7. Find a natural transition.  Find something in the room that makes you realize something. For example, you can look at the clock and say: "Wow, I just realized it's 8 o'clock. I have to get going."

8. Be considerate of their time. Frame things from their point of view. You can say, "I don't want to monopolize your time," or, "I'm sure other people want to talk to you, too." Be careful not to do this too often, though, because you don't want to come off as disingenuous.

9. Wait for a lull in the conversation. These momentary pauses indicate turning points where you can either introduce a new conversation topic or close the conversation without being rude. Then, you can transition without cutting them off. One example: "It’s been great catching up with you”

10. Bring the conversation full circle.  Bring up the reason you started talking in the first place. For example, if you started the conversation by asking for advice, thank them for the tip and summarize what you learned from them.

For instance, you could say: "Thanks for the heads up.
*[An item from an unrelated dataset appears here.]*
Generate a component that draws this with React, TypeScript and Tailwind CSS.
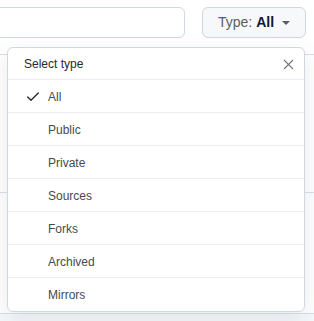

I'll definitely check it out”

11. Suggest a future plan. Offer to stay in touch, whether by sending follow-up information about what you talked about or recommending thie business to someone else who might be interested.

Even if you can't find any future plans to make, at least acknowledge what you learned in the conversation and thank them for sharing.

12. Ask for their business card or contact information. It naturally implies that the conversation is coming to an end, but it also shows that you want to stay in touch with them for the future. When you take their business card, make sure you don't just stuff it in your pocket or purse. Take a moment to look at it, it's a sign of respect.

13. Emphasize how much you enjoyed their company.  "I loved talking to you, but I want to catch up with a few other people. Hopefully we can see each other again before the end of the event!"

Make sure you include their name, so you can show you'll remember them. If you want to take it a step further, thank them for their time. There's no harm in being gracious and showing how much you enjoyed talking to them.

14. Do what you said you would do. None of these techniques will work if you come across as a blatant liar. Even if you don't actually need to make a call or grab a drink, walk toward your destination purposefully, and spend a bit of time there before starting a conversation with someone else.